The piece takes a grim view of the electro-cized wave of hip-hop, yearning for a return to the early 1990s, when the genre found freedom in many forms — but usually atop the drive-train of down-tempo break-beats.

“If I had to pick a year for hip-hop’s demise,” Frere-Jones writes, ” … I would choose 2009.”

It’s a strange declaration, given its reliance on the notion of the genre’s return to four-on-the-floor dance as the main reason for its downfall. Frere-Jones even admits that much of hip-hop grew out of four-on-the-floor disco 30 years ago. His is a rockist’s lament for the days of hip-hop’s critical summit, the arms-folded time when “n—— don’t dance.”

I would argue, however, that hip-hop’s early 1990s heyday was manufactured by its commercial aspirations and the lure of money. In other words, what Frere-Jones so reverently remembers as rap’s authentic, angry, down-tempo heyday was really its major-label manufactured grab at the brass ring. While the genre started as a mutli-ethnic street culture based mostly on up-tempo dance music and a DJ aesthetic aimed at getting people off their asses, it ended up as a brooding, anti-white, exclusive culture precisely because that’s what the (white) masses wanted to buy. At its MTV-video worst, 1990s hip-hop was a young white man’s stereotypical vision of blackness.

Gangsta rap and the subsequent quasi-gangster music of B.I.G., Tupac, 50 Cent, et. al. was based on a marketing plan that was eaten up wholeheartedly by mainstream audiences at the expense of some of those rappers’ lives. But connections to true street sets was spurious. It was, in fact, the ill-fated flirtation that Tupac (a beat down of a Las Vegas gang member) had with REAL gang life that burned him. Any rapper who claims he’s gansta should then tell you what set, what street, what neighborhood he’s from. Although there are a few who would, for the most part they won’t because it’s a put on.

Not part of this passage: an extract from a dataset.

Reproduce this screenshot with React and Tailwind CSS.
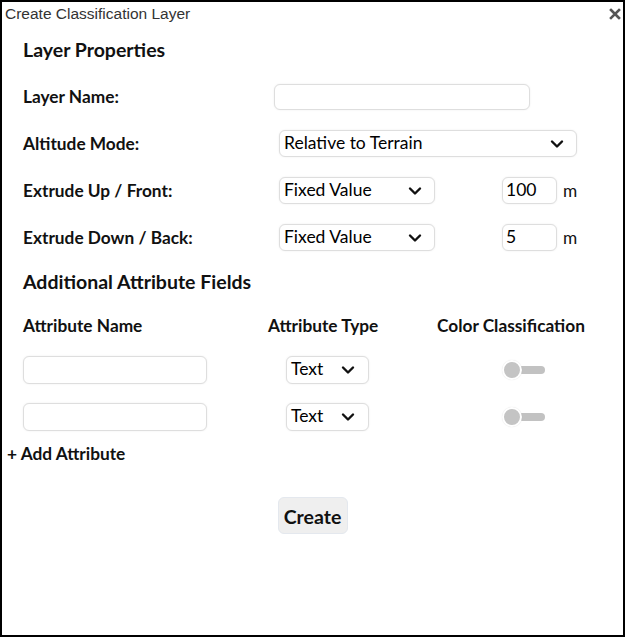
import React from "react";

const body = { fontFamily: "Lato, 'Open Sans', sans-serif" };

function Chevron() {
  return (
    <svg width="14" height="10" viewBox="0 0 14 10" className="shrink-0">
      <polyline
        points="2,2.5 7,7.5 12,2.5"
        fill="none"
        stroke="#111"
        strokeWidth="2.4"
        strokeLinecap="round"
        strokeLinejoin="round"
      />
    </svg>
  );
}

function FakeSelect({ value, className }) {
  return (
    <div
      className={`flex items-center justify-between bg-white border border-[#dedede] rounded-[6px] shadow-[0_0_2px_rgba(0,0,0,0.08)] pl-[4px] text-[17.5px] text-black ${className}`}
    >
      <span>{value}</span>
      <Chevron />
    </div>
  );
}

function TextBox({ value = "", className }) {
  return (
    <div
      className={`flex items-center bg-white border border-[#dedede] rounded-[6px] shadow-[0_0_2px_rgba(0,0,0,0.08)] pl-[3px] text-[17.5px] text-black ${className}`}
    >
      {value}
    </div>
  );
}

function Toggle() {
  return (
    <div className="relative w-[44px] h-[20px]">
      <div className="absolute left-[16px] top-[6px] w-[27px] h-[8px] rounded-full bg-[#c2c2c2]" />
      <div className="absolute left-0 top-0 w-[20px] h-[20px] rounded-full bg-[#c4c4c4] border-2 border-white shadow-[0_0_1px_rgba(0,0,0,0.15)]" />
    </div>
  );
}

export default function App() {
  const attrs = [1, 2];
  return (
    <div
      className="w-[625px] h-[637px] border-2 border-black bg-white flex flex-col text-[#111]"
      style={body}
    >
      <div className="h-[24px] flex items-center justify-between pl-[3px] pr-[2px]">
        <span
          className="text-[15.5px] text-[#333]"
          style={{ fontFamily: "'Liberation Sans', Arial, sans-serif" }}
        >
          Create Classification Layer
        </span>
        <svg width="12" height="12" viewBox="0 0 12 12">
          <path
            d="M2 2 L10 10 M10 2 L2 10"
            stroke="#555"
            strokeWidth="2.6"
            strokeLinecap="square"
          />
        </svg>
      </div>

      <div className="px-[6px]">
        <div className="ml-[15px]">
          <h2 className="mt-[12px] h-[24px] leading-[24px] text-[19.5px] font-bold">
            Layer Properties
          </h2>

          <div className="mt-[11px] flex flex-col text-[17.3px]">
            <div className="h-[47px] flex items-center">
              <div className="w-[251px] font-bold">Layer Name:</div>
              <TextBox className="w-[256px] h-[26px]" />
            </div>
            <div className="h-[47px] flex items-center">
              <div className="w-[256px] font-bold">Altitude Mode:</div>
              <FakeSelect
                value="Relative to Terrain"
                className="w-[298px] h-[27px] pr-[12px]"
              />
            </div>
            <div className="h-[47px] flex items-center">
              <div className="w-[256px] font-bold">Extrude Up / Front:</div>
              <FakeSelect value="Fixed Value" className="w-[156px] h-[27px] pr-[12px]" />
              <TextBox value="100" className="ml-[67px] w-[55px] h-[27px]" />
              <span className="ml-[6px]">m</span>
            </div>
            <div className="h-[47px] flex items-center">
              <div className="w-[256px] font-bold">Extrude Down / Back:</div>
              <FakeSelect value="Fixed Value" className="w-[156px] h-[27px] pr-[12px]" />
              <TextBox value="5" className="ml-[67px] w-[55px] h-[27px]" />
              <span className="ml-[6px]">m</span>
            </div>
          </div>

          <h2 className="mt-[9px] h-[24px] leading-[24px] text-[19.5px] font-bold">
            Additional Attribute Fields
          </h2>

          <div className="mt-[20px] h-[24px] flex items-center text-[17.3px] font-bold">
            <div className="w-[245px]">Attribute Name</div>
            <div className="w-[169px]">Attribute Type</div>
            <div>Color Classification</div>
          </div>

          <div className="mt-[8px] flex flex-col">
            {attrs.map((a) => (
              <div key={a} className="h-[47px] flex items-center">
                <TextBox className="w-[184px] h-[28px]" />
                <div className="w-[79px]" />
                <FakeSelect value="Text" className="w-[83px] h-[28px] pr-[13px]" />
                <div className="w-[133px]" />
                <Toggle />
              </div>
            ))}
          </div>
        </div>

        <div className="mt-[2px] h-[24px] leading-[24px] -ml-[1px] text-[17.3px] font-bold">
          + Add Attribute
        </div>

        <div className="mt-[31px] flex justify-center">
          <button className="w-[70px] h-[37px] rounded-[6px] bg-[#efefef] border border-[#e4e8ee] text-[19.5px] font-bold text-[#111] pt-[2px]">
            Create
          </button>
        </div>
      </div>
    </div>
  );
}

It’s Ice Cube-level b.s. (And, in any case, a vast majority of gang members in the United States belong to Latino organizations such as Mara Salvatrucha and 18 Street, so try to reconcile that with the image being fronted in music videos, where you don’t see many shaved-head Mexican kids in “13″ jerseys).

My point is that hip-hop’s commercial heyday (and Frere-Jones is always defending the commercial) was based on a characterization of hip-hop, not on its true spirit. If anything, the party hearty tunes of Kanye West, Common and Black Eyed Peas are a return to hip-hop’s best days — the time when the genre was open to all. Even the 1980s protest music of Boogie Down Productions and the seething rhymes of Eric B. & Rakim still rocked a party.

So dancing equals the death of hip-hop? If anything, the genre’s return to its 4/4 roots has given it a new lease on life, opening it up to the very technology that is moving pop music forward — the technology that is making electronic dance music the leading edge of pop’s evolution. This is no step back, my friends. It’s a step ahead. Hip-hop fans no longer have to wear NFL apparel and brood on the sidelines. Because of Kanye, they can don American Apparel and crowd the DJ booth enthusiastically. Hip-hop has every right to claim property rights to electronic dance music and its electro (“Planet Rock”) roots. This is rap coming home to roost. It’s also hip-hop getting on the future express, as it should. Frere-Jones’ bitching about hip-hop turning its back on its tough-guy pose is like a Rolling Stone critic lamenting rock’s 1970s bonanza. Yeah, those were the days. But better times are ahead. Trust me.